Introducing these new test suites has increased the scope for redundancy. The outputs of one subsystem are the inputs of another, so it is likely that the models in their test suites will contain repeated copies of the same data: used as output assertions in one and input data in another.
Along with redundancy comes the opportunity for subtle differences between copies of repeated content. Such problems should be caught by the tests that exercise the subsystems together, but history (and Mars) is littered with examples of inadequate integration testing.
It would instead be safer to specify a single unified system model that captures system inputs and outputs along with the associated inputs and outputs of subsystems. This one model can then be used to drive all assertion components.
A unified comprehensive system model driving testing of all subsystems can give confidence that the subsystems will integrate correctly.
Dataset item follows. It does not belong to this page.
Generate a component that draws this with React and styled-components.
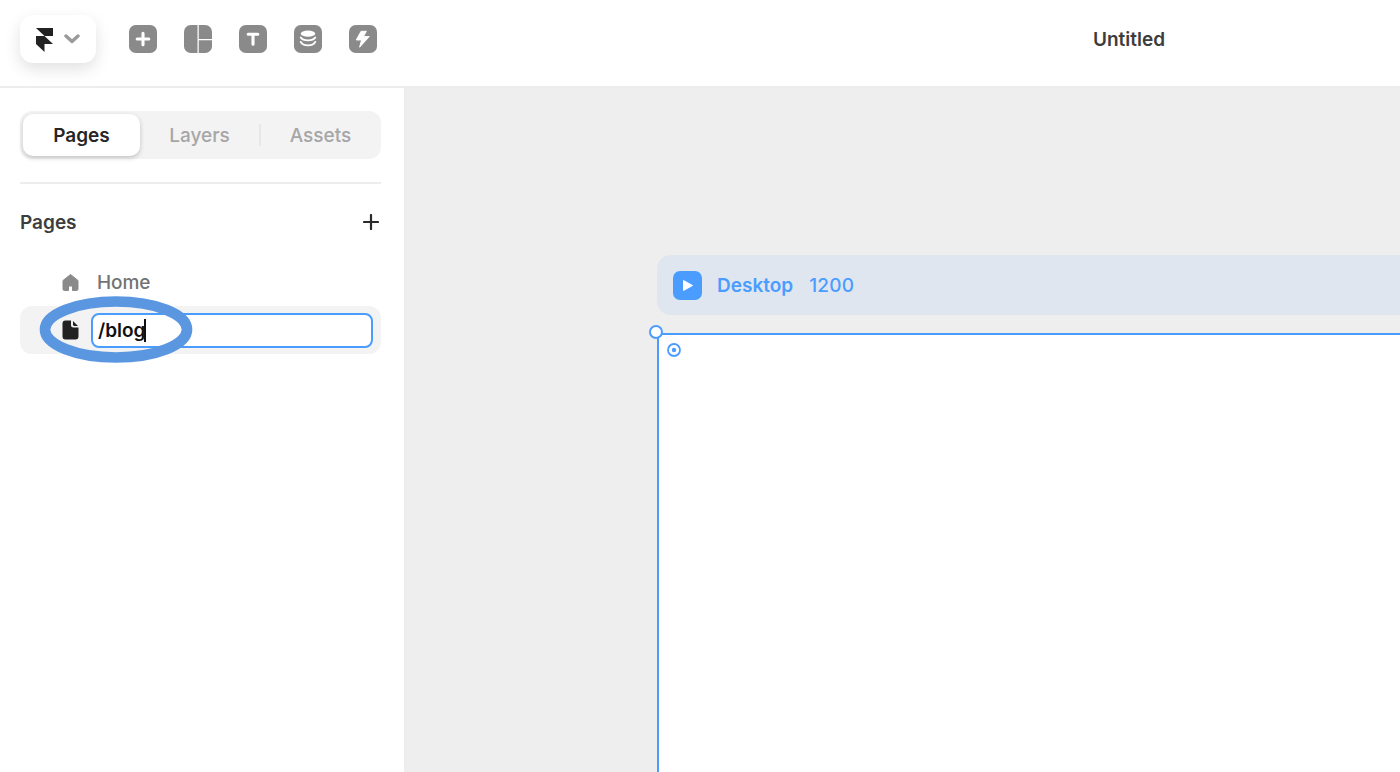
import React from "react";
import styled, { createGlobalStyle } from "styled-components";

const Global = createGlobalStyle`
  html, body { margin: 0; padding: 0; height: 100%; background: #fff; }
  body { font-family: Inter, "Liberation Sans", sans-serif; overflow: hidden; }
  #root { height: 100%; }
`;

const Page = styled.div`
  width: 1400px;
  height: 772px;
  display: flex;
  flex-direction: column;
  overflow: hidden;
  position: relative;
`;

const TopBar = styled.header`
  flex: none;
  display: flex;
  align-items: center;
  padding: 0 0 8px 20px;
  box-sizing: border-box;
  border-bottom: 2px solid #ededed;
  height: 88px;
  position: relative;
`;

const LogoButton = styled.div`
  width: 76px;
  height: 48px;
  border-radius: 13px;
  background: #fff;
  box-shadow: 0 6px 16px rgba(0, 0, 0, 0.12);
  display: flex;
  align-items: center;
  gap: 9px;
  padding-left: 15px;
  box-sizing: border-box;
  margin-right: 33px;
`;

const Tools = styled.div`
  display: flex;
  gap: 27px;
`;

const ToolIcon = styled.svg`
  width: 28px;
  height: 28px;
  display: block;
`;

const Title = styled.div`
  position: absolute;
  left: 1093px;
  top: 28px;
  font-size: 19px;
  line-height: 23px;
  font-weight: 600;
  color: #3d3d3d;
`;

const Body = styled.div`
  flex: 1;
  display: flex;
  min-height: 0;
`;

const Sidebar = styled.aside`
  width: 405px;
  flex: none;
  box-sizing: border-box;
  padding: 23px 23px 0 20px;
  border-right: 1px solid #ececec;
  background: #fff;
`;

const Tabs = styled.div`
  height: 48px;
  border-radius: 12px;
  background: #f3f3f3;
  display: flex;
  align-items: center;
  padding: 0 3px;
  box-sizing: border-box;
`;

const Tab = styled.div`
  width: ${(p) => (p.$active ? "117px" : "119px")};
  height: 42px;
  flex: none;
  display: flex;
  align-items: center;
  justify-content: center;
  font-size: 19px;
  font-weight: ${(p) => (p.$active ? 600 : 500)};
  color: ${(p) => (p.$active ? "#262626" : "#a6a6a6")};
  background: ${(p) => (p.$active ? "#fff" : "transparent")};
  border-radius: 10px;
  box-shadow: ${(p) => (p.$active ? "0 2px 5px rgba(0,0,0,0.2)" : "none")};
`;

const TabDivider = styled.div`
  width: 2px;
  height: 22px;
  background: #e8e8e8;
  flex: none;
`;

const Rule = styled.div`
  height: 2px;
  background: #ededed;
  margin-top: 23px;
`;

const SectionHead = styled.div`
  display: flex;
  align-items: center;
  justify-content: space-between;
  height: 24px;
  margin-top: 26px;
  padding-right: 2px;
`;

const SectionTitle = styled.div`
  font-size: 19px;
  font-weight: 600;
  color: #3d3d3d;
`;

const PageList = styled.div`
  margin-top: 24px;
  display: flex;
  flex-direction: column;
`;

const PageRow = styled.div`
  height: 48px;
  display: flex;
  align-items: center;
  padding: 0 8px 0 41px;
  gap: ${(p) => (p.$editing ? "11px" : "17px")};
  border-radius: 12px;
  background: ${(p) => (p.$editing ? "#f3f3f3" : "transparent")};
`;

const RowIcon = styled.svg`
  width: 19px;
  height: 20px;
  flex: none;
  display: block;
`;

const RowLabel = styled.div`
  font-size: 19px;
  font-weight: 500;
  color: #737373;
  letter-spacing: -0.1px;
`;

const NameInput = styled.div`
  flex: 1;
  height: 35px;
  box-sizing: border-box;
  border: 2px solid #4a9dff;
  border-radius: 8px;
  background: #fff;
  display: flex;
  align-items: center;
  padding-left: 5px;
  font-size: 19px;
  font-weight: 600;
  color: #111;
`;

const Caret = styled.span`
  width: 1.5px;
  height: 23px;
  background: #111;
  display: inline-block;
  margin-left: -1px;
`;

const Annotation = styled.svg`
  position: absolute;
  left: 34px;
  top: 290px;
  width: 166px;
  height: 80px;
  pointer-events: none;
`;

const Canvas = styled.main`
  flex: 1;
  min-width: 0;
  background: #eeeeee;
  padding: 167px 0 0 252px;
  display: flex;
  flex-direction: column;
  overflow: hidden;
`;

const FrameBar = styled.div`
  width: 760px;
  height: 60px;
  flex: none;
  background: #dfe6ef;
  border-radius: 14px 0 0 14px;
  display: flex;
  align-items: center;
  padding-left: 16px;
  box-sizing: border-box;
  font-size: 19px;
  color: #4a9dff;
`;

const PlayBadge = styled.div`
  width: 29px;
  height: 29px;
  border-radius: 7px;
  background: #4a9dff;
  display: flex;
  align-items: center;
  justify-content: center;
  margin-right: 15px;
`;

const FrameName = styled.span`
  font-weight: 600;
  margin-right: 16px;
`;

const FrameSize = styled.span`
  font-weight: 500;
  letter-spacing: 0.2px;
`;

const Frame = styled.div`
  flex: 1;
  margin-top: 18px;
  background: #fff;
  border-top: 2px solid #4a9dff;
  border-left: 2px solid #4a9dff;
  position: relative;
`;

const Handle = styled.div`
  position: absolute;
  left: -10px;
  top: -10px;
  width: 14px;
  height: 14px;
  box-sizing: border-box;
  border: 2px solid #4a9dff;
  border-radius: 50%;
  background: #fff;
`;

const Target = styled.svg`
  position: absolute;
  left: 7px;
  top: 7px;
  width: 16px;
  height: 16px;
`;

const Tool = ({ children }) => (
  <ToolIcon viewBox="0 0 29 29">{children}</ToolIcon>
);

const G = "#8a8a8a";

export default function App() {
  return (
    <Page>
      <Global />
      <TopBar>
        <LogoButton>
          <svg width="20" height="25" viewBox="0 0 20 25">
            <path d="M1 1h17v8H9.500z M1 9h8.500l8.500 8H9.500v8L1 17z" fill="#222" />
          </svg>
          <svg width="16" height="10" viewBox="0 0 16 10">
            <path d="M2 2l6 5.500L14 2" fill="none" stroke="#9a9a9a" strokeWidth="3.400" strokeLinecap="round" strokeLinejoin="round" />
          </svg>
        </LogoButton>
        <Tools>
          <Tool>
            <rect width="29" height="29" rx="7" fill={G} />
            <path d="M14.500 8.500v12M8.500 14.500h12" stroke="#fff" strokeWidth="3.200" strokeLinecap="round" />
          </Tool>
          <Tool>
            <path d="M7 0h7v29H7a7 7 0 0 1-7-7V7a7 7 0 0 1 7-7z" fill={G} />
            <path d="M15.300 0H22a7 7 0 0 1 7 7v7.500H15.300z" fill={G} />
            <path d="M15.300 15.800H29V22a7 7 0 0 1-7 7h-6.700z" fill={G} />
          </Tool>
          <Tool>
            <rect width="29" height="29" rx="7" fill={G} />
            <path d="M9.500 9.500h10M14.500 9.500v10.500" stroke="#fff" strokeWidth="3.200" strokeLinecap="round" />
          </Tool>
          <Tool>
            <rect width="29" height="29" rx="7" fill={G} />
            <ellipse cx="14.500" cy="9" rx="7.500" ry="3.200" fill="#fff" />
            <path d="M7 13c1.200 1.900 4 2.900 7.500 2.900S20.800 14.900 22 13" fill="none" stroke="#fff" strokeWidth="2" strokeLinecap="round" />
            <path d="M7 17.500c1.200 2.500 4 3.600 7.500 3.600s6.300-1.100 7.500-3.600" fill="none" stroke="#fff" strokeWidth="2" strokeLinecap="round" />
          </Tool>
          <Tool>
            <rect width="29" height="29" rx="7" fill={G} />
            <path d="M12.500 6.500h5.500l-3 5.500h6L11 23l2-7.500H7.500z" fill="#fff" strokeLinejoin="round" stroke="#fff" strokeWidth="1" />
          </Tool>
        </Tools>
        <Title>Untitled</Title>
      </TopBar>
      <Body>
        <Sidebar>
          <Tabs>
            <Tab $active>Pages</Tab>
            <Tab>Layers</Tab>
            <TabDivider />
            <Tab>Assets</Tab>
          </Tabs>
          <Rule />
          <SectionHead>
            <SectionTitle>Pages</SectionTitle>
            <svg width="16" height="16" viewBox="0 0 16 16">
              <path d="M8 1v14M1 8h14" stroke="#2a2a2a" strokeWidth="2.200" strokeLinecap="round" />
            </svg>
          </SectionHead>
          <PageList>
            <PageRow>
              <RowIcon viewBox="0 0 19 20">
                <path d="M9.500 2.500L2 8.500V17a1.500 1.500 0 0 0 1.500 1.500H7.500v-4.500h4v4.500h4A1.500 1.500 0 0 0 17 17V8.500z" fill={G} stroke={G} strokeLinejoin="round" />
              </RowIcon>
              <RowLabel>Home</RowLabel>
            </PageRow>
            <PageRow $editing>
              <RowIcon viewBox="0 0 19 20">
                <path d="M4.500 0.500H10v4.500A2.500 2.500 0 0 0 12.500 7.500H17.500v9A3 3 0 0 1 14.500 19.500h-10A3 3 0 0 1 1.500 16.500V3.500a3 3 0 0 1 3-3z" fill="#222" />
                <path d="M12 1l5 5h-3.500A1.500 1.500 0 0 1 12 4.500z" fill="#222" />
              </RowIcon>
              <NameInput>
                /blog
                <Caret />
              </NameInput>
            </PageRow>
          </PageList>
        </Sidebar>
        <Canvas>
          <FrameBar>
            <PlayBadge>
              <svg width="12" height="13" viewBox="0 0 12 13">
                <path d="M1.500 1.500v10l9-5z" fill="#fff" stroke="#fff" strokeLinejoin="round" />
              </svg>
            </PlayBadge>
            <FrameName>Desktop</FrameName>
            <FrameSize>1200</FrameSize>
          </FrameBar>
          <Frame>
            <Handle />
            <Target viewBox="0 0 16 16">
              <circle cx="8" cy="8" r="6" fill="none" stroke="#4a9dff" strokeWidth="1.800" />
              <circle cx="8" cy="8" r="2.200" fill="#4a9dff" />
            </Target>
          </Frame>
        </Canvas>
      </Body>
      <Annotation viewBox="0 0 166 80">
        <ellipse cx="82" cy="39.500" rx="71" ry="28" fill="none" stroke="#5b97e0" strokeWidth="10.700" />
      </Annotation>
    </Page>
  );
}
This is very valuable in situations where integration testing is inconvenient to run.
- A single unified model should be shared by all assertion components
The Flow testing framework is the result of these lessons:
- Model and assert components are strictly separated.
- Model construction is unconstrained.
- Data inheritance model to combat redundancy.
- Review tooling provided for model change management
- Defaults to whole-message assertion
- A single model can be used to drive testing of individual subsystems and integrations thereof.
- Execution report provides excellent visibility of the model contents and system behaviour.
While this framework will not be suitable for every situation, we feel that the lessons that drove its creation are fundamental to software testing. The most important of these lessons is this: tests are documentation, so they should be optimised for readability. While it is important that tests are automated, stable, quick and easy to run, and so on, these factors do not capture the why of testing: human comprehension does.